6 On June 9, 2006 at 4:36, Rowan Nairn wrote:

Call me crazy, but how about this: First off, make a new indexed DATE column that holds the day of each entry. (Is that cheating?) Then go:

SELECT id
FROM entries
WHERE day >= (
	SELECT IF(MAX(day) IS NULL, 0, MAX(day))
	FROM entries
	WHERE day < (
		SELECT IF(MAX(day) IS NULL, 0, MAX(day))
		FROM entries
		WHERE day < (
			SELECT IF(MAX(day) IS NULL, 0, MAX(day))
			FROM entries
			WHERE day < (
				SELECT IF(MAX(day) IS NULL, 0, MAX(day))
				FROM entries
				WHERE day < (
					SELECT IF(MAX(day) IS NULL, 0, MAX(day))
					FROM entries
					WHERE day < (
						SELECT IF(MAX(day) IS NULL, 0, MAX(day))
						FROM entries
						WHERE day < (
							SELECT IF(MAX(day) IS NULL, 0, MAX(day))
							FROM entries
						)
					)
				)
			)
		)
	)
)

7 On June 9, 2006 at 4:47, Rowan Nairn wrote:

Actually you only need the IF in the outermost subquery, right?

8 On June 9, 2006 at 15:56, Keith wrote:

Thanks for trying, Rowan. That’s close, but no cigar. There’s one problem with it: It’s hardwired for seven days, but the challenge it to solve it for x days. Of course, a way around this is to dynamically construct the query for whatever number of days you want. Your code is essentially an unrolled version of what I was trying to do with the nasty self join.

9 On June 9, 2006 at 18:58, Rowan Nairn wrote:

But mine optimizes to a single ‘range’ select (as far as my limited understanding of MySQL optimization can tell) . Yours doesn’t.

What’s your problem with building the query dynamically?

10 On June 9, 2006 at 19:25, Keith wrote:

That’s precisely the point of the challenge. I know the query I gave was awful. Unrolling it as you did gives the optimiser the necessary hints to use the index properly.

I’ve nothing against dynamic SQL, but prefer not to dynamically build my queries if possible: it usually means more trouble figuring out what the code’s meant to do. In this instance, a dynamic query doesn’t solve the problem because it means introducing a second layer of logic to build the query. The challenge is to solve the general problem using SQL alone. A bit masochistic, I know, but there you go. [smile]

One other thing: rather than IF(MAX(day) IS NULL, 0, MAX(day)), what you really is the COALESCE() function. Using that’d simplify the expression down to COALESCE(MAX(day), 0).

11 On June 10, 2006 at 11:01, Greg Gaughan wrote:

(We’re probably related! My grand-parents were from Mayo.)

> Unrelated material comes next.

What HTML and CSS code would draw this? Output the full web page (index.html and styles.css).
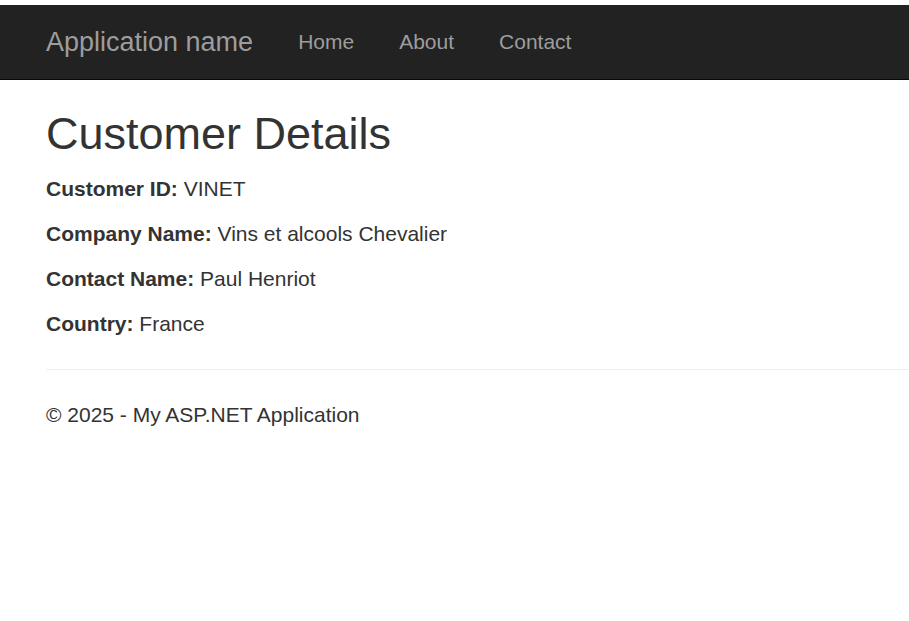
FILE: index.html
```html
<!DOCTYPE html>
<html lang="en">
<head>
<meta charset="utf-8">
<title>Customer Details - My ASP.NET Application</title>
<link rel="stylesheet" href="styles.css">
</head>
<body>
<div class="navbar">
  <a class="brand" href="#">Application name</a>
  <ul class="nav">
    <li><a href="#">Home</a></li>
    <li><a href="#">About</a></li>
    <li><a href="#">Contact</a></li>
  </ul>
</div>
<div class="body-content">
  <h2 class="title">Customer Details</h2>
  <p><strong>Customer ID:</strong> VINET</p>
  <p><strong>Company Name:</strong> Vins et alcools Chevalier</p>
  <p><strong>Contact Name:</strong> Paul Henriot</p>
  <p><strong>Country:</strong> France</p>
  <hr class="rule">
  <footer class="footer">
    <p>&copy; 2025 - My ASP.NET Application</p>
  </footer>
</div>
</body>
</html>
```

FILE: styles.css
```css
html, body {
  margin: 0;
  padding: 0;
  background: #fff;
}
body {
  padding-top: 5px;
  font-family: "Liberation Sans", Arial, Helvetica, sans-serif;
  font-size: 21px;
  line-height: 30px;
  color: #333;
}
.navbar {
  display: flex;
  align-items: center;
  height: 74px;
  background: #222;
  border-bottom: 1px solid #080808;
  padding-left: 46px;
}
.brand {
  font-size: 27px;
  line-height: 30px;
  color: #9d9d9d;
  text-decoration: none;
  margin-right: 45px;
  margin-top: -1px;
}
.nav {
  display: flex;
  gap: 45px;
  list-style: none;
  margin: 0;
  padding: 0;
}
.nav a {
  color: #9d9d9d;
  text-decoration: none;
  font-size: 21px;
  line-height: 30px;
}
.body-content {
  padding-left: 46px;
}
.title {
  font-size: 45px;
  font-weight: 500;
  line-height: 49.5px;
  margin: 29px 0 15px;
}
.body-content p {
  margin: 0 0 15px;
}
.body-content strong {
  font-weight: bold;
}
.rule {
  margin: 30px 0;
  border: 0;
  border-top: 1px solid #eee;
  height: 0;
}
.footer p {
  margin: 0 0 15px;
}
```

I wouldn’t use Mysql, of course, but would it allow you to change the subquery into a join, e.g.

SELECT  id
FROM    entries JOIN
(
    SELECT  DISTINCT published
    FROM    entries
    ORDER BY published DESC
    LIMIT 7
) AS dates_with_entries USING (published)

and maybe that would allow the LIMIT. If not, perhaps it will allow you to create a view with a LIMIT? e.g.

CREATE VIEW dates_with_entries AS (
    SELECT  DISTINCT published
    FROM    entries
    ORDER BY published DESC
    LIMIT 7
)

and then join to that.

12 On June 10, 2006 at 16:07, Keith wrote:

We’re probably related! My grand-parents were from Mayo.

It’s quite likely we’re related, if a little distantly. It’s a Mayo/Sligo name, I’m from Sligo, and my grandfather was from Foxford in Mayo. It’s also not the most common of names.

And we have a winner! That works, though it ought to be kept in mind that your query requires a DATE column rather than a DATETIME column.

Now, I have to figure out a way of writing that so that it works on MySQL 4.1, which was the current version when my original query was written. But that’s a challenge for myself.